Markdown

--- description: globs: alwaysApply: false ---

XXE Prevention

These rules apply to all code that parses or processes XML, regardless of language or framework, including AI-generated code.

All violations must include a clear explanation of which rule was triggered and why, to help developers understand and fix the issue effectively. Generated code must not violate these rules. If a rule is violated, a comment must be added explaining the issue and suggesting a correction.
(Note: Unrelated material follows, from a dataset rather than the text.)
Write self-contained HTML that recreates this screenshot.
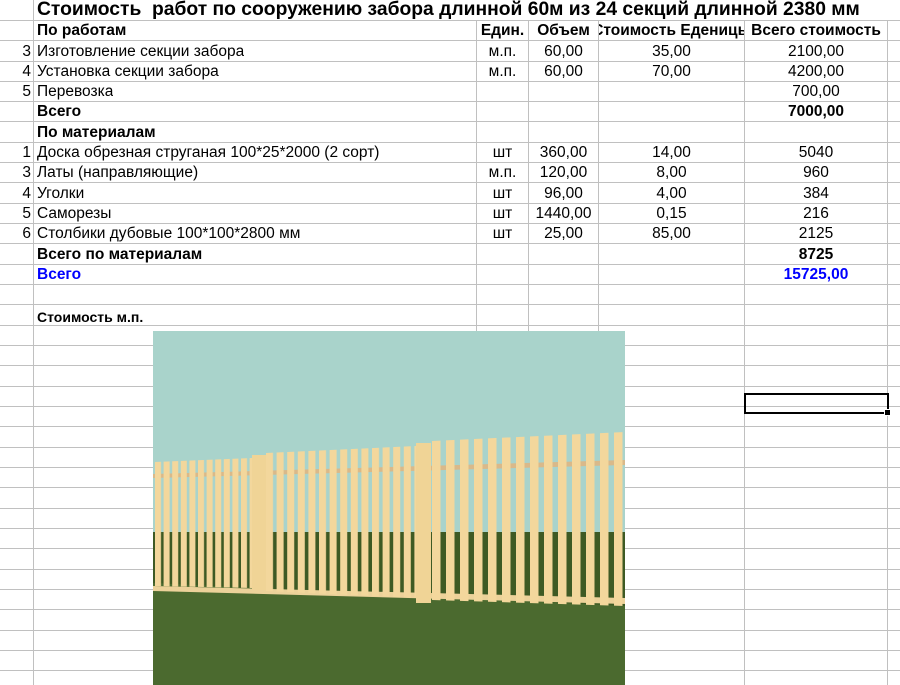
<!DOCTYPE html>
<html><head><meta charset="utf-8"><style>
body{margin:0;width:900px;height:685px;overflow:hidden;background:#fff;font-family:"Liberation Sans",Arial,sans-serif;font-size:15.5px;color:#000;position:relative}
.h{position:absolute;left:0;width:900px;height:1px;background:#c0c0c0}
.v{position:absolute;top:20px;width:1px;height:665px;background:#c0c0c0}
.t{position:absolute;height:20px;line-height:22px;white-space:nowrap;overflow:hidden}
.r{text-align:right}.c{text-align:center}.b{font-weight:bold}
.f{display:flex;justify-content:center}
</style></head><body>
<div class="h" style="top:20px"></div><div class="h" style="top:40px"></div><div class="h" style="top:61px"></div><div class="h" style="top:81px"></div><div class="h" style="top:101px"></div><div class="h" style="top:121px"></div><div class="h" style="top:142px"></div><div class="h" style="top:162px"></div><div class="h" style="top:182px"></div><div class="h" style="top:203px"></div><div class="h" style="top:223px"></div><div class="h" style="top:243px"></div><div class="h" style="top:264px"></div><div class="h" style="top:284px"></div><div class="h" style="top:304px"></div><div class="h" style="top:325px"></div><div class="h" style="top:345px"></div><div class="h" style="top:365px"></div><div class="h" style="top:386px"></div><div class="h" style="top:406px"></div><div class="h" style="top:426px"></div><div class="h" style="top:447px"></div><div class="h" style="top:467px"></div><div class="h" style="top:487px"></div><div class="h" style="top:508px"></div><div class="h" style="top:528px"></div><div class="h" style="top:548px"></div><div class="h" style="top:569px"></div><div class="h" style="top:589px"></div><div class="h" style="top:609px"></div><div class="h" style="top:630px"></div><div class="h" style="top:650px"></div><div class="h" style="top:670px"></div>
<div class="v" style="left:33px;top:0;height:685px"></div><div class="v" style="left:476px"></div><div class="v" style="left:528px"></div><div class="v" style="left:598px"></div><div class="v" style="left:744px"></div><div class="v" style="left:887px"></div>
<div class="t b" style="left:37px;top:0;font-size:19.3px;line-height:20px;background:#fff;width:863px">Стоимость&nbsp; работ по сооружению забора длинной 60м из 24 секций длинной 2380 мм</div>

<div class="t b" style="left:37px;top:20px">По работам</div>
<div class="t b c" style="left:477px;top:20px;width:51px">Един.</div>
<div class="t b c" style="left:529px;top:20px;width:69px">Объем</div>
<div class="t b f" style="left:599px;top:20px;width:145px"><span>Стоимость Еденицы</span></div>
<div class="t b c" style="left:745px;top:20px;width:142px">Всего стоимость</div>

<div class="t r" style="left:0;top:41px;width:31px">3</div><div class="t" style="left:37px;top:41px">Изготовление секции забора</div><div class="t c" style="left:477px;top:41px;width:51px">м.п.</div><div class="t c" style="left:529px;top:41px;width:69px">60,00</div><div class="t c" style="left:599px;top:41px;width:145px">35,00</div><div class="t c" style="left:745px;top:41px;width:142px">2100,00</div>
<div class="t r" style="left:0;top:61px;width:31px">4</div><div class="t" style="left:37px;top:61px">Установка секции забора</div><div class="t c" style="left:477px;top:61px;width:51px">м.п.</div><div class="t c" style="left:529px;top:61px;width:69px">60,00</div><div class="t c" style="left:599px;top:61px;width:145px">70,00</div><div class="t c" style="left:745px;top:61px;width:142px">4200,00</div>
<div class="t r" style="left:0;top:81px;width:31px">5</div><div class="t" style="left:37px;top:81px">Перевозка</div><div class="t c" style="left:745px;top:81px;width:142px">700,00</div>
<div class="t b" style="left:37px;top:101px">Всего</div><div class="t c b" style="left:745px;top:101px;width:142px">7000,00</div>
<div class="t b" style="left:37px;top:122px">По материалам</div>
<div class="t r" style="left:0;top:142px;width:31px">1</div><div class="t" style="left:37px;top:142px">Доска обрезная струганая 100*25*2000 (2 сорт)</div><div class="t c" style="left:477px;top:142px;width:51px">шт</div><div class="t c" style="left:529px;top:142px;width:69px">360,00</div><div class="t c" style="left:599px;top:142px;width:145px">14,00</div><div class="t c" style="left:745px;top:142px;width:142px">5040</div>
<div class="t r" style="left:0;top:162px;width:31px">3</div><div class="t" style="left:37px;top:162px">Латы (направляющие)</div><div class="t c" style="left:477px;top:162px;width:51px">м.п.</div><div class="t c" style="left:529px;top:162px;width:69px">120,00</div><div class="t c" style="left:599px;top:162px;width:145px">8,00</div><div class="t c" style="left:745px;top:162px;width:142px">960</div>
<div class="t r" style="left:0;top:183px;width:31px">4</div><div class="t" style="left:37px;top:183px">Уголки</div><div class="t c" style="left:477px;top:183px;width:51px">шт</div><div class="t c" style="left:529px;top:183px;width:69px">96,00</div><div class="t c" style="left:599px;top:183px;width:145px">4,00</div><div class="t c" style="left:745px;top:183px;width:142px">384</div>
<div class="t r" style="left:0;top:203px;width:31px">5</div><div class="t" style="left:37px;top:203px">Саморезы</div><div class="t c" style="left:477px;top:203px;width:51px">шт</div><div class="t c" style="left:529px;top:203px;width:69px">1440,00</div><div class="t c" style="left:599px;top:203px;width:145px">0,15</div><div class="t c" style="left:745px;top:203px;width:142px">216</div>
<div class="t r" style="left:0;top:223px;width:31px">6</div><div class="t" style="left:37px;top:223px">Столбики дубовые 100*100*2800 мм</div><div class="t c" style="left:477px;top:223px;width:51px">шт</div><div class="t c" style="left:529px;top:223px;width:69px">25,00</div><div class="t c" style="left:599px;top:223px;width:145px">85,00</div><div class="t c" style="left:745px;top:223px;width:142px">2125</div>
<div class="t b" style="left:37px;top:244px">Всего по материалам</div><div class="t c b" style="left:745px;top:244px;width:142px">8725</div>
<div class="t b" style="left:37px;top:264px;color:#0000ff">Всего</div><div class="t c b" style="left:745px;top:264px;width:142px;color:#0000ff">15725,00</div>
<div class="t b" style="left:37px;top:306px;font-size:14px">Стоимость м.п.</div>

<div style="position:absolute;left:744px;top:393px;width:141px;height:17px;border:2px solid #000"></div>
<div style="position:absolute;left:884px;top:409px;width:5px;height:5px;background:#000;border:1px solid #fff"></div>

<svg style="position:absolute;left:153px;top:331px" width="472" height="354" viewBox="153 331 472 354">
<defs>
<pattern id="p1" x="155" y="0" width="8.6" height="10" patternUnits="userSpaceOnUse"><rect width="6" height="10" fill="#f3d79c"/></pattern>
<pattern id="p2" x="266" y="0" width="10.6" height="10" patternUnits="userSpaceOnUse"><rect width="7" height="10" fill="#f3d79c"/></pattern>
<pattern id="p3" x="432" y="0" width="14" height="10" patternUnits="userSpaceOnUse"><rect width="8.5" height="10" fill="#f3d79c"/></pattern>
</defs>
<rect x="153" y="331" width="472" height="354" fill="#a9d3cb"/>
<rect x="153" y="532" width="472" height="80" fill="#3e5a24"/>
<polygon points="153,583 625,606 625,685 153,685" fill="#4b6a2f"/>
<polygon points="153,474 625,460 625,465 153,478" fill="#d9b98a"/>
<polygon points="153,586 625,598 625,604 153,591" fill="#ecd29a"/>
<polygon points="155,462 252,458 252,588 155,586" fill="url(#p1)"/>
<rect x="252" y="455" width="14" height="135" fill="#f0d496"/>
<polygon points="266,453 416,446 416,598 266,591" fill="url(#p2)"/>
<rect x="416" y="443" width="15" height="160" fill="#f0d496"/>
<polygon points="432,441 625,432 625,606 432,600" fill="url(#p3)"/>
</svg>
</body></html>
1. Disable DTDs and External Entities

  • **Rule:** XML parsers must have Document Type Definitions (DTDs) disabled and must not resolve external entities.
  • **Example (unsafe, Python with lxml):**
  from lxml import etree
  etree.fromstring(user_xml)  # External entities allowed ➜ XXE
  • **Example (safe, Python using defusedxml):**
  from defusedxml.ElementTree import fromstring
  fromstring(user_xml)  # External entities blocked

2. Use Secure Parser Features / Libraries

  • **Rule:** Choose parsers with XXE protection by default (e.g., `defusedxml` in Python, `XMLInputFactory` with `XMLConstants.FEATURE_SECURE_PROCESSING` in Java). Verify that features to disallow external DTDs and entities are enabled.

3. Restrict Schema and XInclude Processing

  • **Rule:** Do not allow remote or file-based schema, XInclude, or XSLT processing on untrusted XML unless explicitly required and properly sandboxed.

4. Limit Resource Consumption

  • **Rule:** Configure parser limits (file size, entity expansion depth, timeouts) to prevent Billion Laughs and Quadratic Blow-up DoS attacks.

5. Validate and Sanitize Input Before Processing

  • **Rule:** Validate XML against a known schema or allow-list of expected elements. Reject unexpected or malformed content early.

6. Avoid Logging Sensitive XML Content

  • **Rule:** Do not log raw XML that may contain credentials, personal data, or other sensitive information.

7. Keep Parser Libraries Patched

  • **Rule:** Regularly update XML libraries to incorporate security patches that address newly discovered parser flaws.